I remember a child having head lice when I was in elementary school. The school nurse immediately sent the child home and she was not allowed to come back until all evidence was gone. Disaster averted so I escaped childhood unscathed.
Years later, I get a call from school that my daughter has these disgusting parasites and I need to come get her immediately. It ends up there was a rampant epidemic at the school and 15 out of 21 kids from her classroom were sent home that day.
I began my first foray into treating head lice. There is the stinky chemical that burned her scalp (oh, the tears were unbearable!). The volume of laundry that had to be done right away was huge – all linens on every bed, all clothing from all family members worn in the last week, plus figuring out ways to put stuffed toys in the freezer and steam-clean the car upholstery. And the worst part – the hours we spent combing and combing our daughter’s thick mane of hair to remove the nits.

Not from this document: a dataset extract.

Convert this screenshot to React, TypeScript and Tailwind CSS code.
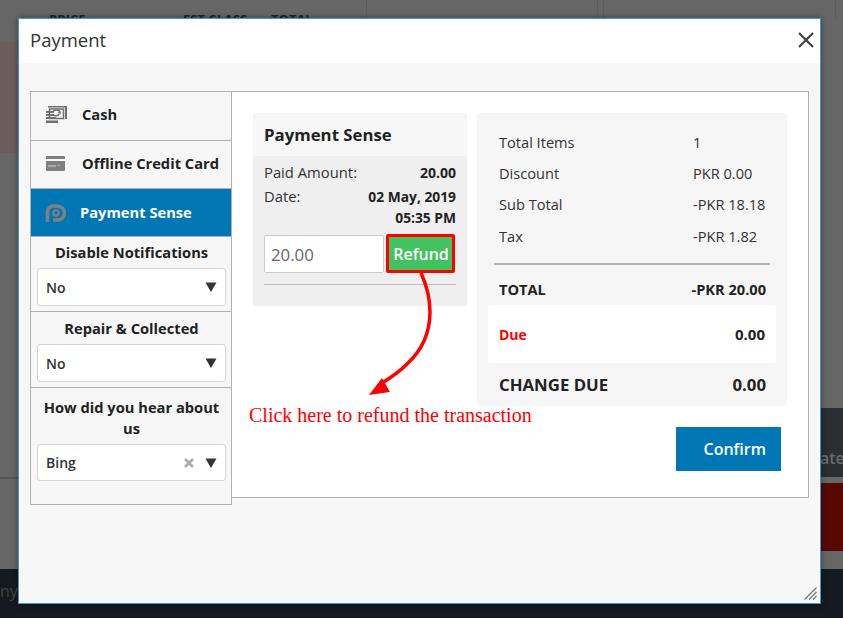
const font = "font-['Open_Sans',sans-serif]";

const Chevron = () => (
  <svg width="12" height="10" viewBox="0 0 12 10" className="shrink-0">
    <path d="M0.5 0.5h11L6 10z" fill="#333" />
  </svg>
);

const CashIcon = () => (
  <svg width="21" height="17" viewBox="0 0 21 17" fill="none" className="shrink-0">
    <path d="M2 0h19v13h-2V1.500H2z" fill="#6f6f6f" />
    <rect x="3.500" y="3" width="14" height="9.500" stroke="#6f6f6f" strokeWidth="1.500" />
    <path d="M7 7a3.500 3 0 0 1 7 0l-1.500-1M13 8a3 2.500 0 0 1-5 1" stroke="#6f6f6f" strokeWidth="1.500" />
    <path d="M0 5h7v2H0zM0 8h8v2H0zM0 11h10v2H0zM0 14.500h12V17H0z" fill="#6f6f6f" />
  </svg>
);

const CardIcon = () => (
  <svg width="19" height="15" viewBox="0 0 19 15" className="shrink-0">
    <path d="M1 0h17a1 1 0 0 1 1 1v2H0V1a1 1 0 0 1 1-1z" fill="#808080" />
    <path d="M0 5h19v9a1 1 0 0 1-1 1H1a1 1 0 0 1-1-1z" fill="#808080" />
    <rect x="2" y="9" width="8" height="2" fill="#a8a8a8" />
    <rect x="11" y="9" width="3" height="1" fill="#a8a8a8" />
  </svg>
);

const SenseIcon = () => (
  <svg width="21" height="18" viewBox="0 0 21 18" fill="none" className="shrink-0">
    <path d="M2.500 18V8a6 6 0 0 1 6-6h4a7 7 0 0 1 0 14H8" stroke="#808080" strokeWidth="3.500" />
    <circle cx="11" cy="9" r="2.700" stroke="#808080" strokeWidth="2" />
  </svg>
);

const SideSelect = ({ value, clear, short }: { value: string; clear?: boolean; short?: boolean }) => (
  <div className={`flex items-center justify-between rounded-[3px] border border-[#d5d5d5] bg-white pl-[8px] pr-[8px] text-[14px] font-semibold text-[#333] ${short ? "h-[37px]" : "h-[38px]"}`}>
    <span>{value}</span>
    <span className="flex items-center gap-[11px]">
      {clear && (
        <svg width="10" height="10" viewBox="0 0 10 10" stroke="#aaa" strokeWidth="2.500">
          <path d="M1 1l8 8M9 1l-8 8" />
        </svg>
      )}
      <Chevron />
    </span>
  </div>
);

const SummaryRow = ({ label, value }: { label: string; value: string }) => (
  <div className="flex h-[31.300px] items-center pl-[22px]">
    <span className="w-[194px]">{label}</span>
    <span>{value}</span>
  </div>
);

export default function App() {
  return (
    <div className={`${font} relative flex h-[618px] w-[843px] flex-col overflow-hidden bg-[#666]`}>
      {/* page behind the dialog */}
      <div className="h-[42px]" />
      <div className="h-[111px] w-[18px] bg-[#6c5c5a]" />
      <div className="h-[324px]" />
      <div className="h-[2px] w-[18px] bg-[#555]" />
      <div className="flex-1" />
      <div className="flex h-[49px] items-center bg-[#141a20] pb-[5px] text-[16px] text-[#444]">
        <span>ny</span>
      </div>
      <div className="absolute left-[49px] top-[10px] flex text-[13px] font-bold leading-[18px] text-[#222]">
        <span className="w-[134px]">PRICE</span>
        <span className="w-[88px]">EST CLASS</span>
        <span>TOTAL</span>
      </div>
      <div className="absolute left-[366px] top-0 h-[18px] w-px bg-[#5c5c5c]" />
      <div className="absolute left-[597px] top-0 h-[18px] w-px bg-[#5c5c5c]" />
      <div className="absolute left-[603px] top-0 h-[18px] w-px bg-[#5c5c5c]" />
      <div className="absolute left-[835px] top-0 h-[18px] w-px bg-[#5c5c5c]" />
      <div className="absolute right-0 top-[408px] h-[69px] w-[22px] overflow-hidden bg-[#2b2e31] pt-[38px] text-[16px] font-semibold leading-[24px] text-[#6a6a6a]">
        <span className="-ml-[1px]">ate</span>
      </div>
      <div className="absolute right-0 top-[483px] h-[68px] w-[22px] bg-[#570800]" />

      {/* dialog */}
      <div className="absolute left-[18px] top-[18px] flex h-[586px] w-[803px] flex-col border border-[#3d9bd0] bg-[#f7f7f7] text-[#222] shadow-[0_0_6px_rgba(0,0,0,0.4)]">
        <div className="flex h-[44px] shrink-0 items-center justify-between bg-white pb-[3px] pl-[11px] pr-[6px]">
          <span className="text-[18.500px] text-[#333]">Payment</span>
          <svg width="16" height="16" viewBox="0 0 16 16" stroke="#444" strokeWidth="2.200">
            <path d="M1 1l14 14M15 1L1 15" />
          </svg>
        </div>

        <div className="ml-[11px] mt-[28px] flex h-[406px] w-[779px]">
          {/* payment methods */}
          <div className="flex h-[414px] w-[202px] shrink-0 flex-col border border-[#b0b0b0] bg-[#f7f7f7]">
            <div className="flex h-[49px] items-center gap-[15px] border-b border-[#b0b0b0] pb-[3px] pl-[15px] text-[14.700px] font-bold">
              <CashIcon />
              <span>Cash</span>
            </div>
            <div className="flex h-[48px] items-center gap-[17px] border-b border-[#b0b0b0] pb-[2px] pl-[15px] text-[14.700px] font-bold">
              <CardIcon />
              <span>Offline Credit Card</span>
            </div>
            <div className="flex h-[47px] items-center gap-[14px] bg-[#0077b5] pl-[14px] text-[14.700px] font-bold text-white">
              <SenseIcon />
              <span>Payment Sense</span>
            </div>
            <div className="flex h-[76px] flex-col border-y border-[#b0b0b0] pl-[6px] pr-[5px] pt-[4px] text-center text-[14.700px] font-bold">
              <div className="mb-[5px]">Disable Notifications</div>
              <SideSelect value="No" />
            </div>
            <div className="flex h-[76px] flex-col border-b border-[#b0b0b0] pl-[6px] pr-[5px] pt-[5px] text-center text-[14.700px] font-bold">
              <div className="mb-[5px]">Repair & Collected</div>
              <SideSelect value="No" />
            </div>
            <div className="pl-[6px] pr-[5px] pt-[9px] text-center text-[14.700px] font-bold leading-[21px]">
              <div className="mb-[5px]">How did you hear about us</div>
              <SideSelect value="Bing" clear short />
            </div>
          </div>

          {/* main panel */}
          <div className="relative flex h-[407px] flex-1 gap-[10px] border border-l-0 border-[#b0b0b0] bg-white pl-[21px] pt-[21px]">
            <div className="h-[193px] w-[214px] shrink-0 bg-[#efefef]">
              <div className="flex h-[43px] items-center bg-[#f7f7f7] px-[11px] text-[16.800px] font-bold">Payment Sense</div>
              <div className="px-[11px] pt-[6px] text-[14px] leading-[21px]">
                <div className="flex h-[23px] justify-between">
                  <span className="text-[14.800px] text-[#333]">Paid Amount:</span>
                  <span className="font-bold">20.00</span>
                </div>
                <div className="flex justify-between pt-[1px]">
                  <span className="text-[14.800px] text-[#333]">Date:</span>
                  <span className="text-right text-[13.800px] font-bold">02 May, 2019<br />05:35 PM</span>
                </div>
                <div className="mt-[6px] flex items-end gap-[2px] border-b border-[#bdbdbd] pb-[11px]">
                  <div className="flex h-[38px] w-[120px] items-center rounded-[2px] border border-[#ccc] bg-white pl-[6px] text-[16.800px] text-[#666]">20.00</div>
                  <div className="flex h-[39px] w-[69px] items-center justify-center rounded-[2px] border-[3px] border-[#ff0000] bg-[#43c25f] pl-[1px] pt-[1px] text-[16px] font-semibold text-white">Refund</div>
                </div>
              </div>
            </div>

            <div className="flex w-[310px] shrink-0 flex-col">
              <div className="h-[293px] rounded-[4px] bg-[#f6f6f6] text-[14.600px] text-[#333]">
                <div className="pt-[14px]">
                  <SummaryRow label="Total Items" value="1" />
                  <SummaryRow label="Discount" value="PKR 0.00" />
                  <SummaryRow label="Sub Total" value="-PKR 18.18" />
                  <SummaryRow label="Tax" value="-PKR 1.82" />
                </div>
                <div className="mx-[17px] mt-[10.800px] h-[2px] bg-[#b5b5b5]" />
                <div className="flex h-[40px] items-center justify-between pl-[22px] pr-[21px] pt-[10px] font-bold text-[#222]">
                  <span>TOTAL</span>
                  <span>-PKR 20.00</span>
                </div>
                <div className="mx-[11px] flex h-[58px] items-center justify-between rounded-[3px] bg-white px-[11px] pt-[1px] font-bold text-[#222]">
                  <span className="text-[14px] text-[#ff0000]">Due</span>
                  <span className="text-[15px]">0.00</span>
                </div>
                <div className="flex h-[44px] items-center justify-between pl-[22px] pr-[21px] text-[16.800px] font-bold text-[#222]">
                  <span>CHANGE DUE</span>
                  <span>0.00</span>
                </div>
              </div>
              <div className="mt-[21px] flex justify-end pr-[6px]">
                <div className="flex h-[44px] w-[105px] items-center justify-end bg-[#0077b5] pr-[15px] text-[16px] font-semibold text-white">Confirm</div>
              </div>
            </div>

            {/* annotation */}
            <svg width="90" height="130" viewBox="0 0 90 130" fill="none" className="absolute left-[120px] top-[180px]">
              <path d="M69 1C75 14 78 26 78 40C78 62 68 80 55 92C47 100 40 105 30 111" stroke="#ff0000" strokeWidth="3.500" />
              <path d="M17 123L30 106L38 120z" fill="#ff0000" />
            </svg>
            <span className="absolute left-[17px] top-[311px] font-['Liberation_Serif',serif] text-[20px] leading-[24px] text-[#ff0000]">Click here to refund the transaction</span>
          </div>
        </div>

        <svg width="13" height="13" viewBox="0 0 13 13" stroke="#777" strokeWidth="1.200" className="absolute bottom-[3px] right-[3px]">
          <path d="M0.500 12.500l12-12M5 12.500l7.500-7.500M9 12.500l3.500-3.500" />
        </svg>
      </div>
    </div>
  );
}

For the uninitiated, ‘nits’ are the almost invisible egg sacs that are basically glued to the hair shafts. The horrible chemical treatment doesn’t kill these nits so you must painstakingly comb every strand of hair to remove them so they don’t hatch. It was a nightmare to say the least and now we know the origin of the term ‘nit-picking’.
I can honestly say that I would do just about anything to prevent having to go through that again.
Granted, head lice are not proven to carry any disease. They don’t cause health problems other than the occasional infection caused by overly aggressive scratching. But they are a health issue in that they distract students – how can you effectively learn when all you can think about is how much your scalp itches?
But for parents, the worst part is the treatment! Putting your child through the tedious process using toxic chemicals is horrific! Why would I want my child exposed to a student with these extremely contagious parasites?
Many school districts across the country are changing their policies to allow children with head lice to remain in the classroom. And their arguments are supported by pediatricians – ‘there is no health issue associated with head lice’ and ‘keeping students out of the classroom is not fair to their education needs’. But what about the needs of everyone else?
If there are no consequences, a family could choose not to treat at all. It happens. That is an invitation to widespread infestation. How can a teacher effectively teach a classroom rife with fidgeting, scratching, miserable kids?
There are now safe, quick and inexpensive treatments that kill the adult head lice as well as the nits. Treating kids immediately with a safe solution so they can return to class sounds like a much better solution.